Only the pictures are omitted; repeat all other data exactly.

**GIVEN INFORMATION**
########################################
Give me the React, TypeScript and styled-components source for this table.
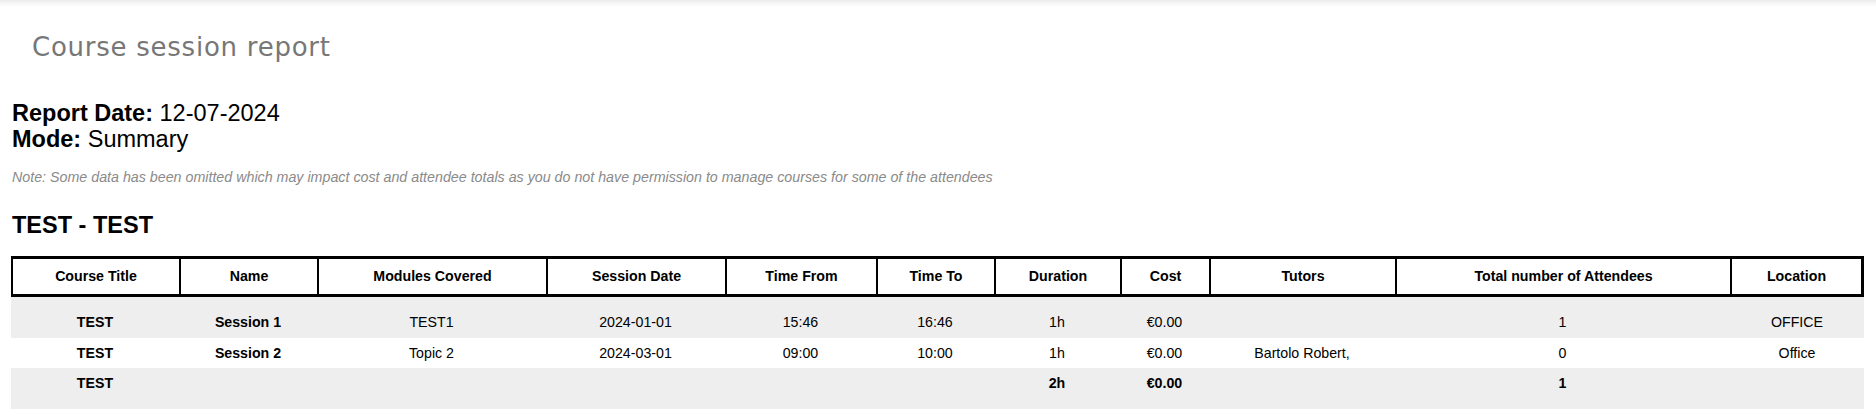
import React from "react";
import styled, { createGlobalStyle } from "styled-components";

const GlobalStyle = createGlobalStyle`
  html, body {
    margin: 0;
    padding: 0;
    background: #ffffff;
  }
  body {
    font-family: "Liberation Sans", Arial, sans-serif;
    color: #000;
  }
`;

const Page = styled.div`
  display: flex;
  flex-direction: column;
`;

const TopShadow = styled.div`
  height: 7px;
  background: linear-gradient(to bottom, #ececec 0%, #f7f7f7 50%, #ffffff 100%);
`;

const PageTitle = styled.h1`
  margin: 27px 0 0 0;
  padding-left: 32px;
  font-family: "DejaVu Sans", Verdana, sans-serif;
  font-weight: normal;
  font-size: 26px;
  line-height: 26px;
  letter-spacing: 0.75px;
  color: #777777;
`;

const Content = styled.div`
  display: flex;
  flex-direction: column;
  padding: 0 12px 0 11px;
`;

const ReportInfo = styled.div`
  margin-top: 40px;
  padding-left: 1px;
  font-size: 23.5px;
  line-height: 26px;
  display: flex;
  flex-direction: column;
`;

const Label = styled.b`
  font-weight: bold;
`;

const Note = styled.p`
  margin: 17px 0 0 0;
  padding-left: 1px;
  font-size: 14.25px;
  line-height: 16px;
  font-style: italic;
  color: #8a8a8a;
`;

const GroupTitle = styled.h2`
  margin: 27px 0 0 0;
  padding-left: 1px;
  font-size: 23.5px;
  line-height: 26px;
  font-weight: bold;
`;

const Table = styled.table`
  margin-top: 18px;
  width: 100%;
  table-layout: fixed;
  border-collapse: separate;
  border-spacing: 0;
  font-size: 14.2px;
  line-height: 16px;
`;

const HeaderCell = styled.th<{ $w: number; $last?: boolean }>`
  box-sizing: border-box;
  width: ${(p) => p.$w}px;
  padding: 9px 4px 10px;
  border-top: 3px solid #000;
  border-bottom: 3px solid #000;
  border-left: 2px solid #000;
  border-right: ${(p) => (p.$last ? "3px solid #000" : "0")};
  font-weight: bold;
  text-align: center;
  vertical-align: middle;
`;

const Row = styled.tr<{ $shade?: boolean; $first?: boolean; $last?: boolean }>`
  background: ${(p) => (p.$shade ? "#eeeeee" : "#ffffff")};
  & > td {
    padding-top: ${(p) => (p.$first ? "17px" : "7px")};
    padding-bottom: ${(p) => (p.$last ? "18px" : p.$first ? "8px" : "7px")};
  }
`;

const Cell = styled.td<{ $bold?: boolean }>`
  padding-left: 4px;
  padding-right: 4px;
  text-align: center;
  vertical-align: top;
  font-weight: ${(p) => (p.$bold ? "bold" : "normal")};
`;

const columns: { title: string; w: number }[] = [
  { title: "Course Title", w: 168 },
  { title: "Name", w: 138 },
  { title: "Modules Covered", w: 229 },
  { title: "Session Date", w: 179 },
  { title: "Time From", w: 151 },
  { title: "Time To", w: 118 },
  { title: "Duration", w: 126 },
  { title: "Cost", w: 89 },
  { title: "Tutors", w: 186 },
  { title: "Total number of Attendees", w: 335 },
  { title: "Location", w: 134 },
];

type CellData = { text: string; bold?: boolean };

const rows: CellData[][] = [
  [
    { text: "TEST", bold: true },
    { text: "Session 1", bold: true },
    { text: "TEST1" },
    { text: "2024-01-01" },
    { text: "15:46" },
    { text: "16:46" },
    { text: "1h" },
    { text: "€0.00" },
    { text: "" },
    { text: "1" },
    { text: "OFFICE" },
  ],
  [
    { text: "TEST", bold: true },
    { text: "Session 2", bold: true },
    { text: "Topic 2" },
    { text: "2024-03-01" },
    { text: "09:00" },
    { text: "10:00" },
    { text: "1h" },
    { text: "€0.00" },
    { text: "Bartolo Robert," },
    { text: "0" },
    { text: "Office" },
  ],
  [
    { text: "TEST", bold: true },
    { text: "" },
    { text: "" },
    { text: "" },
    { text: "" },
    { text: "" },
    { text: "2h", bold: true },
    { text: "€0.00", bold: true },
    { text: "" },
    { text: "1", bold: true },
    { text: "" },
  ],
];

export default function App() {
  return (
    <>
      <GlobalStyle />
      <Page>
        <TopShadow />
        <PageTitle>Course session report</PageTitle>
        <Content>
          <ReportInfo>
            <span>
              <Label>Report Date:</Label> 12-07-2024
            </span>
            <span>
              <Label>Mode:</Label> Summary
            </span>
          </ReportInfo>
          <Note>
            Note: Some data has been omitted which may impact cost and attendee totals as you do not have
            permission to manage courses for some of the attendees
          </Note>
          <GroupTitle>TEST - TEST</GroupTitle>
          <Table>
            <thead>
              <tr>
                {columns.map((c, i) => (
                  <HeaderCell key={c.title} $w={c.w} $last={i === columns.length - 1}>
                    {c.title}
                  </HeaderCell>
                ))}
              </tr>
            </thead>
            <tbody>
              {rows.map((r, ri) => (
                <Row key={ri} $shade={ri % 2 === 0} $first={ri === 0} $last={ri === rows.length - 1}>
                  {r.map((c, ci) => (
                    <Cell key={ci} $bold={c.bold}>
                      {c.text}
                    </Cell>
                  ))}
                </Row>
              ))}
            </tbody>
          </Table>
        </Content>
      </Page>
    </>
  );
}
########################################
**SOLUTION BELOW**
Give me the React, TypeScript and styled-components source for this table.
import React from "react";
import styled, { createGlobalStyle } from "styled-components";

const GlobalStyle = createGlobalStyle`
  html, body {
    margin: 0;
    padding: 0;
    background: #ffffff;
  }
  body {
    font-family: "Liberation Sans", Arial, sans-serif;
    color: #000;
  }
`;

const Page = styled.div`
  display: flex;
  flex-direction: column;
`;

const TopShadow = styled.div`
  height: 7px;
  background: linear-gradient(to bottom, #ececec 0%, #f7f7f7 50%, #ffffff 100%);
`;

const PageTitle = styled.h1`
  margin: 27px 0 0 0;
  padding-left: 32px;
  font-family: "DejaVu Sans", Verdana, sans-serif;
  font-weight: normal;
  font-size: 26px;
  line-height: 26px;
  letter-spacing: 0.75px;
  color: #777777;
`;

const Content = styled.div`
  display: flex;
  flex-direction: column;
  padding: 0 12px 0 11px;
`;

const ReportInfo = styled.div`
  margin-top: 40px;
  padding-left: 1px;
  font-size: 23.5px;
  line-height: 26px;
  display: flex;
  flex-direction: column;
`;

const Label = styled.b`
  font-weight: bold;
`;

const Note = styled.p`
  margin: 17px 0 0 0;
  padding-left: 1px;
  font-size: 14.25px;
  line-height: 16px;
  font-style: italic;
  color: #8a8a8a;
`;

const GroupTitle = styled.h2`
  margin: 27px 0 0 0;
  padding-left: 1px;
  font-size: 23.5px;
  line-height: 26px;
  font-weight: bold;
`;

const Table = styled.table`
  margin-top: 18px;
  width: 100%;
  table-layout: fixed;
  border-collapse: separate;
  border-spacing: 0;
  font-size: 14.2px;
  line-height: 16px;
`;

const HeaderCell = styled.th<{ $w: number; $last?: boolean }>`
  box-sizing: border-box;
  width: ${(p) => p.$w}px;
  padding: 9px 4px 10px;
  border-top: 3px solid #000;
  border-bottom: 3px solid #000;
  border-left: 2px solid #000;
  border-right: ${(p) => (p.$last ? "3px solid #000" : "0")};
  font-weight: bold;
  text-align: center;
  vertical-align: middle;
`;

const Row = styled.tr<{ $shade?: boolean; $first?: boolean; $last?: boolean }>`
  background: ${(p) => (p.$shade ? "#eeeeee" : "#ffffff")};
  & > td {
    padding-top: ${(p) => (p.$first ? "17px" : "7px")};
    padding-bottom: ${(p) => (p.$last ? "18px" : p.$first ? "8px" : "7px")};
  }
`;

const Cell = styled.td<{ $bold?: boolean }>`
  padding-left: 4px;
  padding-right: 4px;
  text-align: center;
  vertical-align: top;
  font-weight: ${(p) => (p.$bold ? "bold" : "normal")};
`;

const columns: { title: string; w: number }[] = [
  { title: "Course Title", w: 168 },
  { title: "Name", w: 138 },
  { title: "Modules Covered", w: 229 },
  { title: "Session Date", w: 179 },
  { title: "Time From", w: 151 },
  { title: "Time To", w: 118 },
  { title: "Duration", w: 126 },
  { title: "Cost", w: 89 },
  { title: "Tutors", w: 186 },
  { title: "Total number of Attendees", w: 335 },
  { title: "Location", w: 134 },
];

type CellData = { text: string; bold?: boolean };

const rows: CellData[][] = [
  [
    { text: "TEST", bold: true },
    { text: "Session 1", bold: true },
    { text: "TEST1" },
    { text: "2024-01-01" },
    { text: "15:46" },
    { text: "16:46" },
    { text: "1h" },
    { text: "€0.00" },
    { text: "" },
    { text: "1" },
    { text: "OFFICE" },
  ],
  [
    { text: "TEST", bold: true },
    { text: "Session 2", bold: true },
    { text: "Topic 2" },
    { text: "2024-03-01" },
    { text: "09:00" },
    { text: "10:00" },
    { text: "1h" },
    { text: "€0.00" },
    { text: "Bartolo Robert," },
    { text: "0" },
    { text: "Office" },
  ],
  [
    { text: "TEST", bold: true },
    { text: "" },
    { text: "" },
    { text: "" },
    { text: "" },
    { text: "" },
    { text: "2h", bold: true },
    { text: "€0.00", bold: true },
    { text: "" },
    { text: "1", bold: true },
    { text: "" },
  ],
];

export default function App() {
  return (
    <>
      <GlobalStyle />
      <Page>
        <TopShadow />
        <PageTitle>Course session report</PageTitle>
        <Content>
          <ReportInfo>
            <span>
              <Label>Report Date:</Label> 12-07-2024
            </span>
            <span>
              <Label>Mode:</Label> Summary
            </span>
          </ReportInfo>
          <Note>
            Note: Some data has been omitted which may impact cost and attendee totals as you do not have
            permission to manage courses for some of the attendees
          </Note>
          <GroupTitle>TEST - TEST</GroupTitle>
          <Table>
            <thead>
              <tr>
                {columns.map((c, i) => (
                  <HeaderCell key={c.title} $w={c.w} $last={i === columns.length - 1}>
                    {c.title}
                  </HeaderCell>
                ))}
              </tr>
            </thead>
            <tbody>
              {rows.map((r, ri) => (
                <Row key={ri} $shade={ri % 2 === 0} $first={ri === 0} $last={ri === rows.length - 1}>
                  {r.map((c, ci) => (
                    <Cell key={ci} $bold={c.bold}>
                      {c.text}
                    </Cell>
                  ))}
                </Row>
              ))}
            </tbody>
          </Table>
        </Content>
      </Page>
    </>
  );
}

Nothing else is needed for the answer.